Secure Trust Bank upgrades cost-cutting target as FCA review weighs on earnings
Secure Trust Bank has ramped up cost-cutting efforts, while a review by the City regulator affecting its vehicle finance arm weighed on the firm's earnings in the first half of 2024.
Secure Trust Bank has raised its cost-cutting target, while a review by City regulator affecting its vehicle finance arm weighed on the firm’s earnings in the first half of 2024.
On Wednesday, the London-listed lender upgraded its annualised cost savings target under its “Project Fusion” programme to £8m from £5m by the end of 2025.
Secure Trust said the scheme was on track to deliver £5m in savings by the end of this year. It had contributed to an improved adjusted cost-to-income ratio of 53.7 per cent for the first half of 2024, down from 55.9 per cent in the same period last year.
The bank’s statuatory pretax profit for the six months rose 14 per cent to £17m compared to last year. On an adjusted basis, profit ticked down 1.7 per cent – rising 12.4 per cent to £45.2m before impairments.
Secure Trust took an impairment charge of £28.2m, up from £23m a year prior, highlighting challenges tied to the Financial Conduct Authority’s (FCA) Borrowers in Financial Difficulty (BiFD) Review.
The bank discussed its collections processes, procedures, and policies with the regulator earlier this year and temporarily paused collection activities in vehicle finance as a result.
It said this move had caused higher volumes of loans reaching default status and delays in repossession and recovery, resulting in higher motor finance provision coverage of 10.7 per cent, compared to 8.9 per cent in 2023, and the business’ cost of risk jumping to 8.8 per cent from 2.4 per cent.
Still, Secure Trust said the credit quality of its new auto lending had “improved over time” and that the division’s arrears had fallen since the end of last year, with the unit “tracking towards pre-BiFD review levels”.
The bank has said it is not significantly exposed to a separate FCA review into now-banned motor finance discretionary commission arrangements.
Secure Trust’s loan book grew 3.2 per cent to £3.42bn, boosted by 7.6 per cent growth in consumer finance.
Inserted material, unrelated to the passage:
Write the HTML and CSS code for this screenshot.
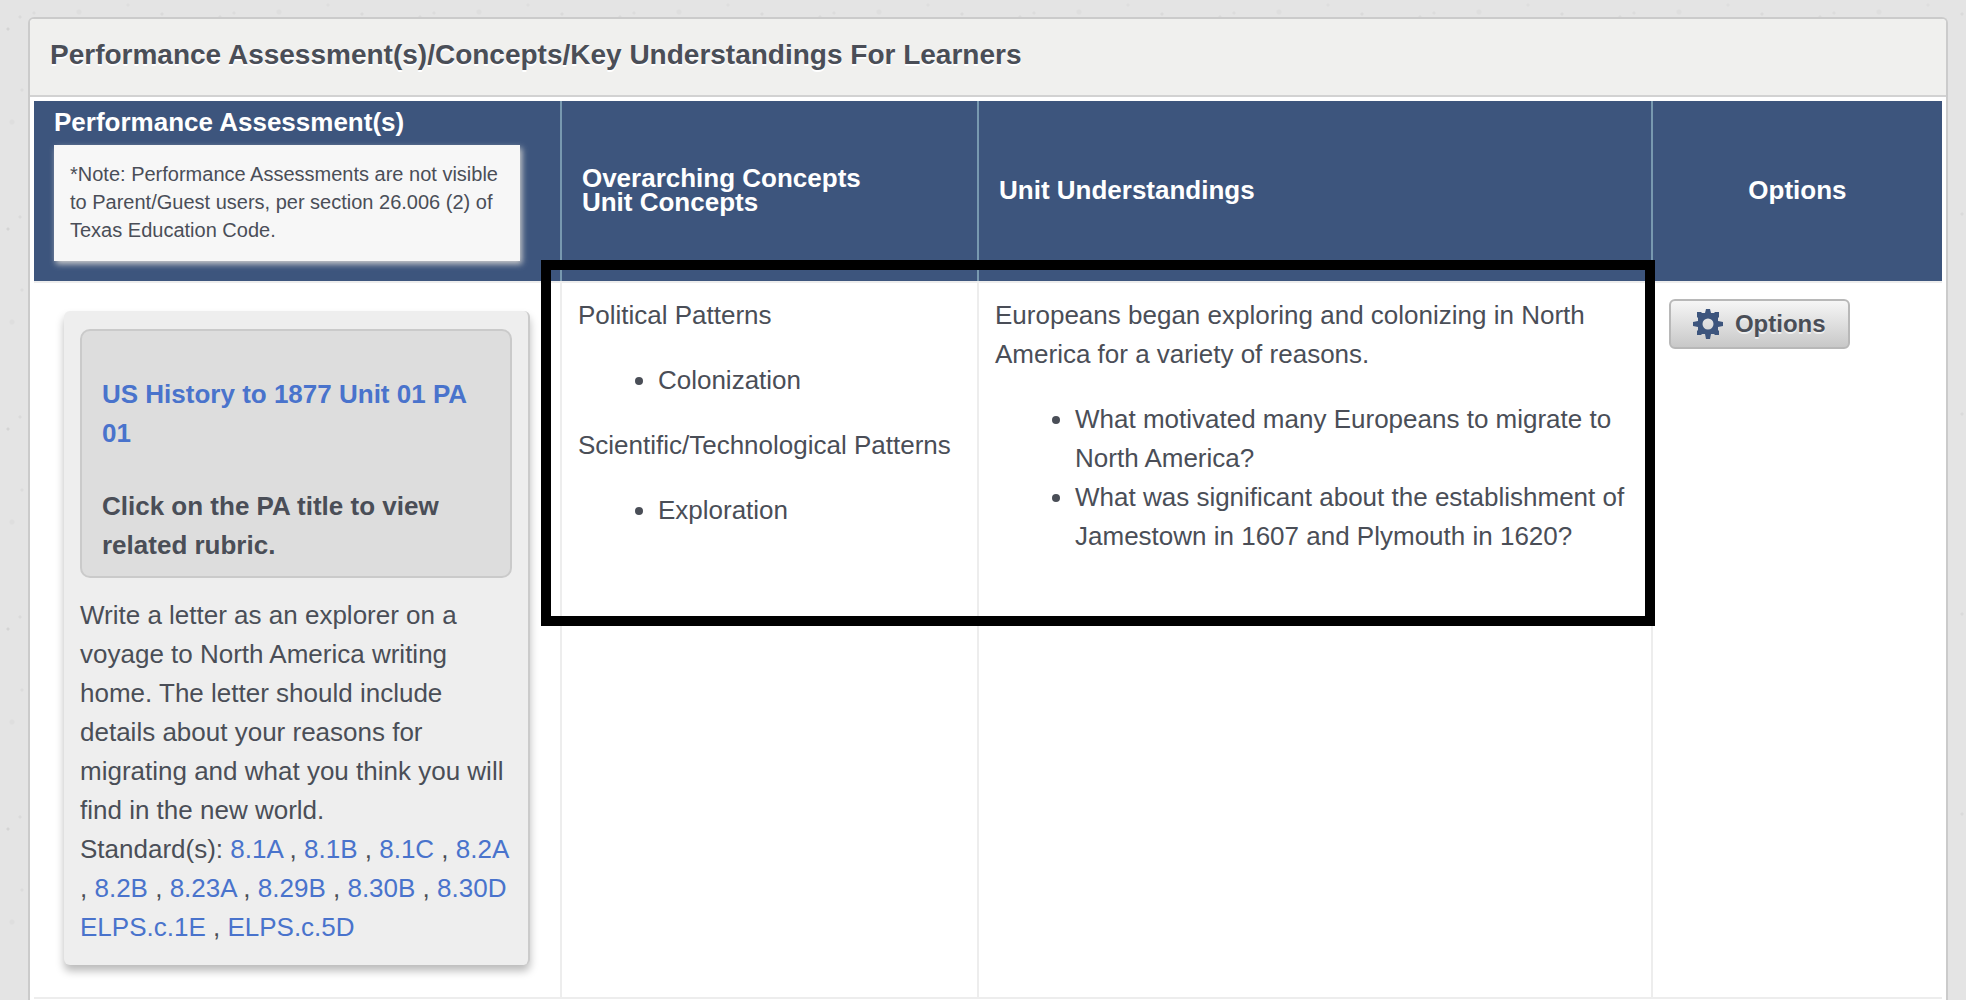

The bank said it expected further growth later this year, progressing towards its target of £4bn. Deposits rose six per cent to £3.04bn.
The bank’s net interest margin – measuring of the gap between interest received on loans and rates paid for deposits – dipped one percentage point year-on-year to 5.3 per cent.
It said the decline reflected a “strategic shift” to lower-yielding, lower-risk lending in business finance and consumer finance divisions, as well as the higher cost of funds.
“We are still targeting significant growth in year-on-year profits, although slightly below our previous expectations,” the bank added.
Secure Trust said a “more benign” outlook for inflation and lower borrowing costs should boost demand for its services.
“We have continued to grow our loan book towards the £4bn target, the level at which we expect to deliver an adjusted return on average equity of 14-16 per cent,” said chief executive David McCreadie.